Exercise task: Search the data for the word "components" and copy every line that contains it.

Data excerpt:
┄┄┄┄┄┄

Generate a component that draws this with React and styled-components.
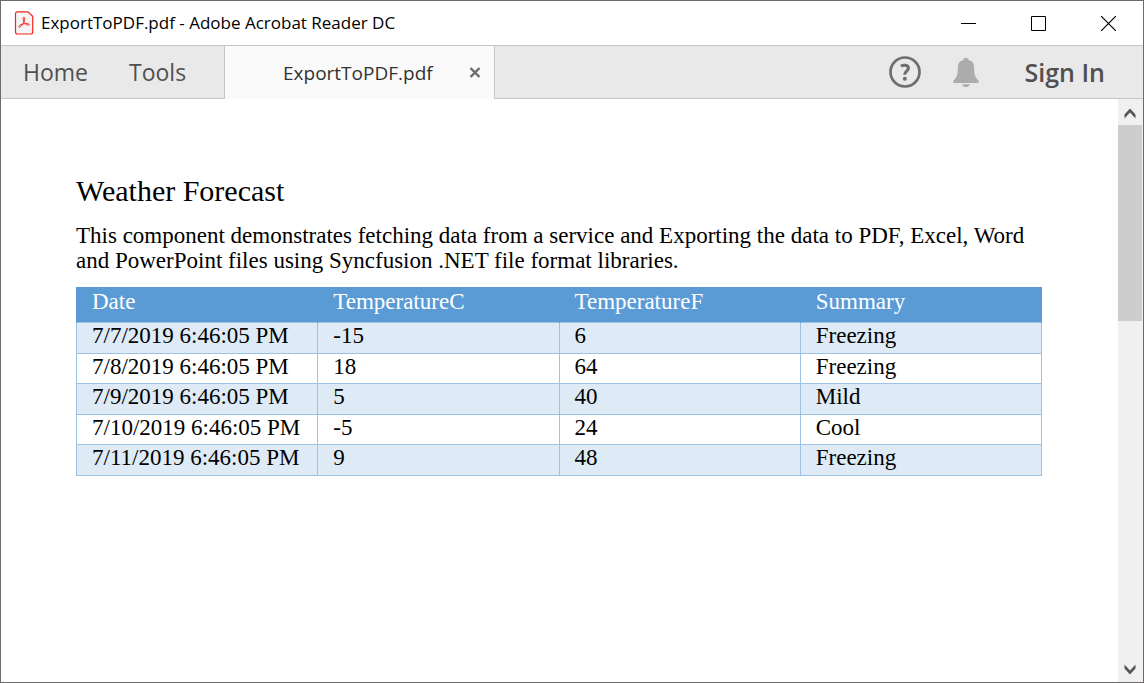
import React from 'react';
import styled, { createGlobalStyle } from 'styled-components';

const GlobalStyle = createGlobalStyle`
  * { box-sizing: border-box; }
  body { margin: 0; background: #fff; }
  button { border: 0; padding: 0; background: none; font: inherit; color: inherit; cursor: pointer; }
`;

const Window = styled.div`
  min-height: 100vh;
  display: flex;
  flex-direction: column;
  border: 1px solid #6c6a6a;
  background: #fff;
  font-family: 'Open Sans', 'Noto Sans', sans-serif;
`;

const TitleBar = styled.header`
  height: 45px;
  display: flex;
  align-items: center;
  border-bottom: 1px solid #c6c6c6;
  padding-left: 13px;
`;

const Title = styled.h1`
  flex: 1;
  margin: 0 0 0 7px;
  font-size: 17px;
  line-height: 24px;
  font-weight: 400;
  color: #000;
`;

const WindowButton = styled.button`
  width: 70px;
  height: 44px;
  display: flex;
  align-items: center;
  justify-content: center;
`;

const Toolbar = styled.nav`
  height: 53px;
  display: flex;
  align-items: center;
  background: #e9e9e9;
  border-bottom: 1px solid #c6c6c6;
  color: #505050;
`;

const NavItems = styled.div`
  width: 223px;
  padding-left: 22px;
  display: flex;
  gap: 41px;
`;

const NavButton = styled.button`
  font-size: 23px;
  line-height: 32px;
`;

const Tab = styled.div`
  width: 271px;
  height: 53px;
  margin-bottom: -1px;
  padding: 0 11px 0 58px;
  display: flex;
  align-items: center;
  justify-content: space-between;
  background: #fafafa;
  border: solid #c6c6c6;
  border-width: 0 1px;
`;

const TabLabel = styled.button`
  font-size: 19px;
  line-height: 28px;
  color: #323232;
`;

const IconButton = styled.button`
  display: flex;
`;

const Account = styled.div`
  flex: 1;
  display: flex;
  align-items: center;
  justify-content: flex-end;
  gap: 32px;
  padding-right: 38px;
`;

const SignIn = styled.button`
  margin-left: 14px;
  font-size: 25px;
  line-height: 32px;
  font-weight: 600;
`;

const Viewer = styled.div`
  flex: 1;
  display: flex;
`;

const Page = styled.main`
  flex: 1;
  padding: 74px 76px 40px 75px;
  font-family: 'Liberation Serif', serif;
  font-size: 23px;
  line-height: 25px;
  color: #000;
`;

const Heading = styled.h2`
  margin: 0 0 14px;
  font-size: 30px;
  line-height: 36px;
  font-weight: 400;
`;

const Intro = styled.p`
  margin: 0 0 14px;
`;

const Table = styled.table`
  width: 100%;
  table-layout: fixed;
  border-collapse: collapse;
`;

const HeadCell = styled.th`
  padding: 1px 15px 8px;
  text-align: left;
  font-weight: 400;
  color: #fff;
  background: #5b9bd5;
  border: 1px solid #5b9bd5;
  border-bottom: 0;
`;

const Cell = styled.td`
  padding: 0 15px 5px;
  border: 1px solid #9cc2e5;
`;

const Row = styled.tr`
  &:nth-child(odd) { background: #deeaf6; }
  &:nth-child(even) ${Cell} { padding-bottom: 4px; }
`;

const ScrollTrack = styled.div`
  width: 25px;
  padding-right: 1px;
  display: flex;
  flex-direction: column;
  background: #f0f0f0;
`;

const ScrollButton = styled.button`
  height: 26px;
  padding-top: 2px;
  display: flex;
  align-items: center;
  justify-content: center;
`;

const ScrollSpace = styled.div`
  flex: 1;
`;

const Thumb = styled.div`
  height: 37%;
  background: #cdcdcd;
`;

const forecasts = [
  ['7/7/2019 6:46:05 PM', '-15', '6', 'Freezing'],
  ['7/8/2019 6:46:05 PM', '18', '64', 'Freezing'],
  ['7/9/2019 6:46:05 PM', '5', '40', 'Mild'],
  ['7/10/2019 6:46:05 PM', '-5', '24', 'Cool'],
  ['7/11/2019 6:46:05 PM', '9', '48', 'Freezing'],
];

const PdfIcon = () => (
  <svg width="20" height="24" viewBox="0 0 20 24" fill="none" stroke="#f5271c" aria-hidden="true">
    <path d="M3.500 .8H14l4.700 4.400V21q0 2-2 2H3.500q-2 0-2-2V2.800q0-2 2-2z" fill="#f5f5f5" strokeWidth="1.200" />
    <path d="M9.800 6.300c1.700 0 .9 2.700-.1 4.900-1 2.400-2.900 5.300-4.300 4.900-1.600-.6.400-2.400 3-3 2.600-.7 6.700-.9 6.900.5.100 1.400-2.700.4-4.300-1.300-1.500-1.600-2.800-6-1.200-6z" strokeWidth="1" />
  </svg>
);

const Chevron = ({ down }) => (
  <svg width="14" height="14" viewBox="0 0 14 14" fill="#555" aria-hidden="true">
    <path d={down ? 'M1.500 1.500L7 7.500l5.500-6v4L7 11.500 1.500 5.500z' : 'M1.500 12.500L7 6.500l5.500 6v-4L7 2.500 1.500 8.500z'} />
  </svg>
);

export default function App() {
  return (
    <Window>
      <GlobalStyle />
      <TitleBar>
        <PdfIcon />
        <Title>ExportToPDF.pdf - Adobe Acrobat Reader DC</Title>
        <WindowButton aria-label="Minimize">
          <svg width="15" height="15" stroke="#000"><path d="M0 7.500h15" /></svg>
        </WindowButton>
        <WindowButton aria-label="Maximize">
          <svg width="15" height="15" fill="none" stroke="#000"><path d="M.5.5h14v14H.5z" /></svg>
        </WindowButton>
        <WindowButton aria-label="Close">
          <svg width="15" height="15" stroke="#000" strokeWidth="1.200"><path d="M0 0l15 15M15 0L0 15" /></svg>
        </WindowButton>
      </TitleBar>
      <Toolbar>
        <NavItems>
          <NavButton>Home</NavButton>
          <NavButton>Tools</NavButton>
        </NavItems>
        <Tab>
          <TabLabel>ExportToPDF.pdf</TabLabel>
          <IconButton aria-label="Close tab">
            <svg width="16" height="16" stroke="#6b6b6b" strokeWidth="2.400"><path d="M3.500 3l9 9M12.500 3l-9 9" /></svg>
          </IconButton>
        </Tab>
        <Account>
          <IconButton aria-label="Help">
            <svg width="32" height="32" viewBox="0 0 32 32" fill="none" stroke="#6e6e6e">
              <circle cx="16" cy="16" r="14.500" strokeWidth="2.700" />
              <path d="M12 10.300C14.300 8.700 19.400 8.600 19.400 12.200c0 3-3.700 3.100-3.700 6.600" strokeWidth="3.100" />
              <circle cx="15.800" cy="22.800" r="2" fill="#6e6e6e" stroke="none" />
            </svg>
          </IconButton>
          <IconButton aria-label="Notifications">
            <svg width="26" height="30" viewBox="0 0 26 30" fill="#acacac">
              <path d="M10.500 3V1.500Q10.500 1 13 1t2.500.5V3c4 .8 5.700 3.500 5.700 8 0 7 .8 9 4.300 12.500V26H.5v-2.500C4 20 4.800 18 4.800 11c0-4.500 1.700-7.200 5.700-8zM9 27.200h8Q16.200 30 13 30t-4-2.800z" />
            </svg>
          </IconButton>
          <SignIn>Sign In</SignIn>
        </Account>
      </Toolbar>
      <Viewer>
        <Page>
          <Heading>Weather Forecast</Heading>
          <Intro>
            This component demonstrates fetching data from a service and Exporting the data to PDF, Excel, Word
            and PowerPoint files using Syncfusion .NET file format libraries.
          </Intro>
          <Table>
            <thead>
              <tr>
                {['Date', 'TemperatureC', 'TemperatureF', 'Summary'].map((name) => (
                  <HeadCell key={name} scope="col">{name}</HeadCell>
                ))}
              </tr>
            </thead>
            <tbody>
              {forecasts.map((row) => (
                <Row key={row[0]}>
                  {row.map((value, i) => <Cell key={i}>{value}</Cell>)}
                </Row>
              ))}
            </tbody>
          </Table>
        </Page>
        <ScrollTrack>
          <ScrollButton aria-label="Scroll up"><Chevron /></ScrollButton>
          <ScrollSpace><Thumb /></ScrollSpace>
          <ScrollButton aria-label="Scroll down"><Chevron down /></ScrollButton>
        </ScrollTrack>
      </Viewer>
    </Window>
  );
}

┄┄┄┄┄┄

Final result:
Generate a component that draws this with React and styled-components.
import styled, { createGlobalStyle } from 'styled-components';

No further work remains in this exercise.